Registration is open! Virtual Tapia 2020! September 16-19, 2020

2020 Tapia Conference

Discovering Knowledge Sharing Patterns of Blind People Pursuing STEM Disciplines: Data Science and Computational Linguistics on Large-Scale Email Corpora

Tuesday, September 15, 2020 (Central Time) — 11:45AM - 12:30PM

Despite the comprehensive need for STEM (Science, Technology, Engineering, and Mathematics) literacy across formal and informal learning, students with disabilities, who are increasingly participating in regular classrooms, experience significant difficulties in this trend. Blind students, in particular, have become even more disenfranchised with the visually-oriented STEM practices. While several attempts have been made to address STEM accessibility issues for the blind, existing studies have been primarily limited to either usability field test or special curriculum design from a top-down approach taken by researchers. There is little attention devoted to bottom-up research where the lived experiences of blind STEM learners, as central storytellers, are naturally portrayed to yield their own challenges and shared cultures. This study aims to discover collective knowledge-sharing patterns and informal learning cultures of blind individuals pursuing STEM disciplines as captured through computer-mediated mailing listservs.

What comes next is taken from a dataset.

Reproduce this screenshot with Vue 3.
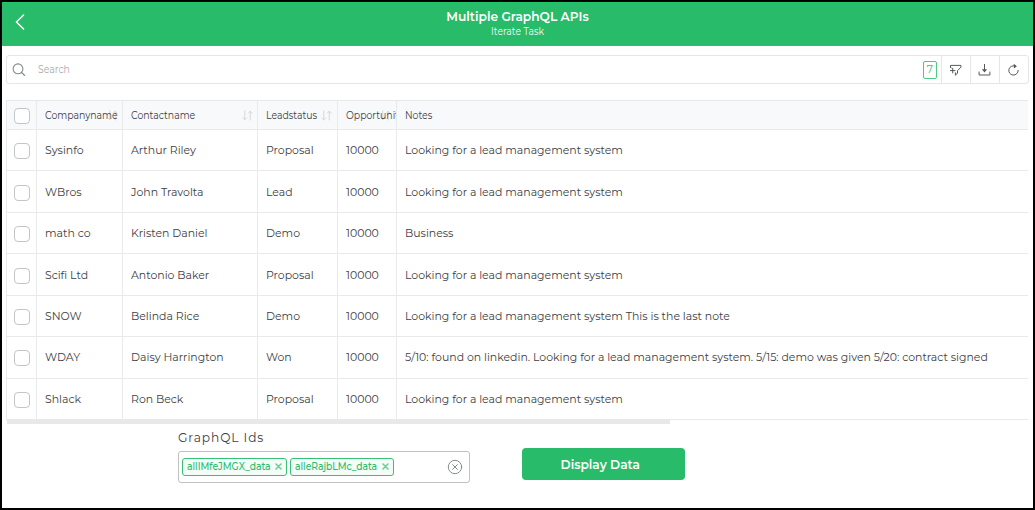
<script setup>
const columns = [
  { label: 'Companyname', sort: true, key: 'company' },
  { label: 'Contactname', sort: true, key: 'contact' },
  { label: 'Leadstatus', sort: true, key: 'status' },
  { label: 'Opportunity', sort: true, key: 'amount' },
  { label: 'Notes', sort: false, key: 'notes' },
]
const rows = [
  { company: 'Sysinfo', contact: 'Arthur Riley', status: 'Proposal', amount: '10000', notes: 'Looking for a lead management system' },
  { company: 'WBros', contact: 'John Travolta', status: 'Lead', amount: '10000', notes: 'Looking for a lead management system' },
  { company: 'math co', contact: 'Kristen Daniel', status: 'Demo', amount: '10000', notes: 'Business' },
  { company: 'Scifi Ltd', contact: 'Antonio Baker', status: 'Proposal', amount: '10000', notes: 'Looking for a lead management system' },
  { company: 'SNOW', contact: 'Belinda Rice', status: 'Demo', amount: '10000', notes: 'Looking for a lead management system This is the last note' },
  { company: 'WDAY', contact: 'Daisy Harrington', status: 'Won', amount: '10000', notes: '5/10: found on linkedin. Looking for a lead management system. 5/15: demo was given 5/20: contract signed' },
  { company: 'Shlack', contact: 'Ron Beck', status: 'Proposal', amount: '10000', notes: 'Looking for a lead management system' },
]
const tags = ['allIMfeJMGX_data', 'alleRajbLMc_data']
</script>

<template>
  <div class="screen">
    <header class="topbar">
      <svg class="back" width="12" height="18" viewBox="0 0 12 18"><path d="M9.6 2 2.4 9l7.2 7" /></svg>
      <div class="title">Multiple GraphQL APIs</div>
      <div class="subtitle">Iterate Task</div>
    </header>

    <div class="search">
      <svg class="lens" width="14" height="14" viewBox="0 0 14 14"><circle cx="6" cy="5.8" r="4.9" /><path d="m9.6 9.5 3.1 3" /></svg>
      <span class="placeholder">Search</span>
      <span class="count">7</span>
      <span class="tool">
        <svg width="14" height="14" viewBox="0 0 14 14"><path d="M1.5 4.2V2.4h10.4v1.8L8.5 7.7v2.4l-2.1 2.2V9.8M1.5 4.2l1 1M1.4 7.6H6M3.7 5.3v4.6" /></svg>
      </span>
      <span class="tool">
        <svg width="14" height="14" viewBox="0 0 14 14"><path d="M1.1 9v3h10.8V9M6.5 1.4v7" /><path class="solid" d="M3.9 6.3h5.2L6.5 9.6z" /></svg>
      </span>
      <span class="tool">
        <svg width="14" height="14" viewBox="0 0 14 14"><path d="M8.1 3a4.7 4.7 0 1 0 3.1 4.4" /><path class="solid" d="m6.7.8 3.2 2.4-3 2.2z" /></svg>
      </span>
    </div>

    <div class="table">
      <div class="row head">
        <div class="cell check"><i class="box"></i></div>
        <div v-for="c in columns" :key="c.key" class="cell" :class="c.key">
          <svg v-if="c.sort" class="sort" width="11" height="11" viewBox="0 0 11 11"><path d="M2.8.8v9M.8 7.8l2 2 2-2M8.2 10V1.2M6.2 3.2l2-2 2 2" /></svg>
          <span>{{ c.label }}</span>
        </div>
      </div>
      <div v-for="r in rows" :key="r.company" class="row">
        <div class="cell check"><i class="box"></i></div>
        <div v-for="c in columns" :key="c.key" class="cell" :class="c.key"><span>{{ r[c.key] }}</span></div>
      </div>
    </div>
    <div class="scrollbar"></div>

    <div class="form">
      <div class="field">
        <label>GraphQL Ids</label>
        <div class="select">
          <span v-for="t in tags" :key="t" class="tag">
            <span class="tag-text">{{ t }}</span>
            <svg width="7" height="7" viewBox="0 0 7 7"><path d="m1 1 5 5M6 1 1 6" /></svg>
          </span>
          <svg class="clear" width="16" height="16" viewBox="0 0 16 16"><circle cx="8" cy="8" r="6.7" /><path d="m5.6 5.6 4.8 4.8M10.4 5.6l-4.8 4.8" /></svg>
        </div>
      </div>
      <button><span>Display Data</span></button>
    </div>
  </div>
</template>

<style>
body { background: #fff; }
</style>

<style scoped>
.screen {
  box-sizing: border-box;
  width: 1035px;
  height: 510px;
  border: 2px solid #000;
  background: #fff;
  font-family: Montserrat, Inter, "Open Sans", sans-serif;
  color: #3c4044;
  overflow: hidden;
}
svg { fill: none; stroke-linecap: round; stroke-linejoin: round; display: block; flex: none; }
.topbar {
  position: relative;
  height: 44px;
  box-sizing: border-box;
  padding-top: 5px;
  background: #28bb69;
  border-top: 1px solid #1ec866;
  border-bottom: 1px solid #1ec866;
  color: #fff;
  text-align: center;
}
.back { position: absolute; left: 12px; top: 10px; stroke: #fff; stroke-width: 1.5; }
.title { font-size: 13px; line-height: 16px; font-weight: 600; transform: scaleX(0.94); }
.subtitle { font-size: 10.4px; line-height: 15px; transform: scaleX(0.89); color: #f0fbf5; }
.search {
  display: flex;
  align-items: center;
  height: 29px;
  box-sizing: border-box;
  margin: 9px 4.5px 0 4px;
  border: 1px solid #e6e6e6;
  border-radius: 3px;
}
.lens { margin-left: 5px; stroke: #84898e; stroke-width: 1.1; }
.placeholder { flex: 1; margin-left: 12px; font-size: 10.4px; transform: scaleX(0.9); transform-origin: 0 50%; color: #a9abad; }
.count {
  width: 14px;
  height: 18px;
  box-sizing: border-box;
  margin-right: 3.6px;
  border: 1px solid #4cc983;
  border-radius: 2px;
  color: #36bf73;
  font-size: 10.5px;
  line-height: 16px;
  text-align: center;
}
.tool {
  display: flex;
  align-items: center;
  justify-content: center;
  width: 29px;
  height: 27px;
  box-sizing: border-box;
  border-left: 1px solid #e6e6e6;
}
.tool svg { stroke: #54585c; stroke-width: 1; }
.tool .solid { fill: #54585c; stroke: none; }
.table { margin: 16px 5px 0 4px; border-left: 1px solid #e9eaeb; border-top: 1px solid #e5e7e8; }
.row {
  display: grid;
  grid-template-columns: 30px 86.4px 134.9px 79.7px 59px 1fr;
  height: 41.45px;
  box-sizing: border-box;
  border-bottom: 1px solid #e8e9ea;
}
.head { height: 29px; background: #f8f9fb; }
.cell {
  position: relative;
  display: flex;
  align-items: center;
  box-sizing: border-box;
  padding-left: 8px;
  border-right: 1px solid #e9eaeb;
  overflow: hidden;
  white-space: nowrap;
  font-size: 11.8px;
}
.cell:last-child { border-right: 0; }
.cell span { position: relative; left: -0.3px; transform: scaleX(0.925); transform-origin: 0 50%; }
.head .cell { font-size: 10.5px; }
.head .cell span { transform: scaleX(0.89); }
.check { padding-left: 7px; }
.box { width: 16px; height: 16px; box-sizing: border-box; border: 1px solid #c3c5c7; border-radius: 4px; background: #fff; margin-top: 2px; }
.sort { position: absolute; right: 4.5px; top: 9px; stroke: #d5d7da; stroke-width: 1; }
.scrollbar { width: 663px; height: 4px; margin-left: 5px; background: #e8e8e8; }
.form { display: flex; align-items: flex-start; margin-left: 176px; }
.field { width: 292px; }
label { display: block; margin-top: 4px; height: 22.5px; font-size: 13.2px; line-height: 19px; letter-spacing: 1px; transform: scaleX(0.925); transform-origin: 0 50%; }
.select {
  display: flex;
  align-items: center;
  gap: 3px;
  height: 32px;
  box-sizing: border-box;
  padding: 0 6.5px 0 3px;
  border: 1px solid #bfc1c3;
  border-radius: 3px;
}
.tag {
  display: flex;
  align-items: center;
  justify-content: space-between;
  width: 104.6px;
  height: 18px;
  box-sizing: border-box;
  padding: 0 4px;
  border: 1px solid #36c174;
  border-radius: 3px;
  background: #f3fcf7;
  color: #28bb69;
  font-size: 10.4px;
  font-weight: 500;
  white-space: nowrap;
}
.tag-text { width: 85px; transform: scaleX(0.885); transform-origin: 0 50%; }
.tag svg { stroke: #69cf96; stroke-width: 1.5; }
.clear { margin-left: auto; stroke: #878c91; stroke-width: 1; }
button {
  width: 163px;
  height: 32px;
  margin: 23.5px 0 0 52px;
  padding: 0 7px 0 0;
  border: 0;
  border-radius: 4px;
  background: #28bb69;
  color: #fff;
  font: 600 13px Montserrat, Inter, "Open Sans", sans-serif;
}
button span { display: inline-block; transform: scaleX(0.94); }
</style>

Using the National Federation of the Blind mailing list, one of the world largest online mailing communities for the blind, this research will conduct longitudinal quantitative ethnography for the four STEM-oriented listserv archives in the public domain (i.e., NFB-Science and Engineering; Computer Science; Artists-Making-Art; BlindMath) between December 2009 and December 2019 to develop a comprehensive understanding of learning experiences voiced by blind individuals. The findings of this dissertation should make an important contribution to the field of the Learning Sciences by discussing “How Blind People Learn STEM” and “How a Blind Learning Scientist Researches” through rigorous, reliable, and reproducible methods offered by computer-assisted text analysis coupled with humanistic deep reading of the corpus.